Last modified: 2014-05-22 17:49:02 UTC
A very big, long-term suggestion here: a real performance testing cluster. The beta cluster is currently unsuitable for testing code for many performance problems, because it is all on VMs. It generally won't tell you about cachebusting either, for several of our caching layers. Several people are working on Vagrant roles that will help developers test in more realistic environments in dev environments, with million-row databases and warm caches. But CPU and other constraints won't be realistic. So - as one can see in https://www.mediawiki.org/wiki/Performance_profiling_for_Wikimedia_code - right now, many interactions we can only predict roughly until the code hits production.

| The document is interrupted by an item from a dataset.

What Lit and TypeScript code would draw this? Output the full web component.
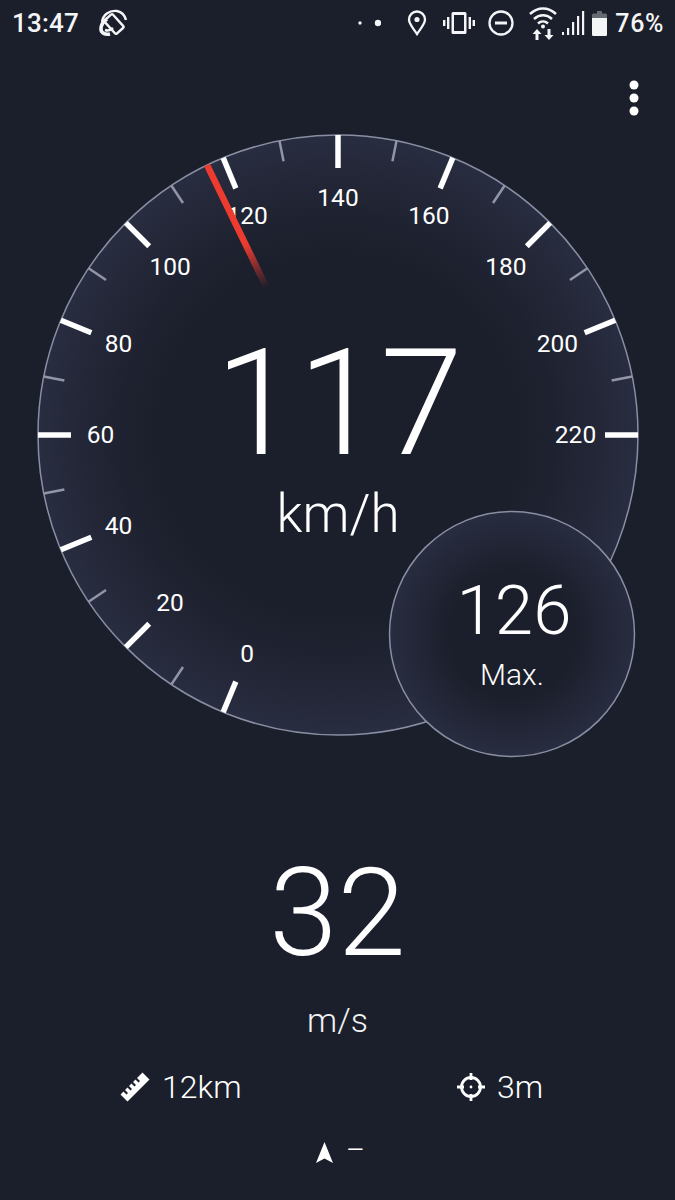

It is not possible to have a testing cluster that exactly mirrors production. And of course it is the developer's responsibility to know the constraints of the production system and know how her code exercises those systems. And with heterogeneous deployment, it's *possible* to notice some problems while they're only affecting less-trafficed wikis. But some people have expressed interest in creating a more realistic environment to test/predict how efficient code will be when deployed to very-high-traffic wikis, especially with unique configurations. So: I'm adding this bug report so that others can comment, WONTFIX it, mention what parts of our performance-related environment are currently hardest to test but would be easier to mock up, etc.
CCing Aaron and Ori which are the performance engineers. I know that at least Ori raised the subject previously in previous bug report. Maybe we can investigate that after HHVM migration which takes a good share of our productivity this quarter and probably the next as well.
Added to https://www.mediawiki.org/wiki/Wikimedia_Release_and_QA_Team/Wishlist
does it make sense to bring this up in the "scrum of scrums"?
(In reply to Daniel Zahn from comment #3) > does it make sense to bring this up in the "scrum of scrums"? We can, but I think a larger conversation needs to happen between Platform/RelEng/Ops re support/team capacity. It won't be on our (RelEng's) todo list for this quarter, at least.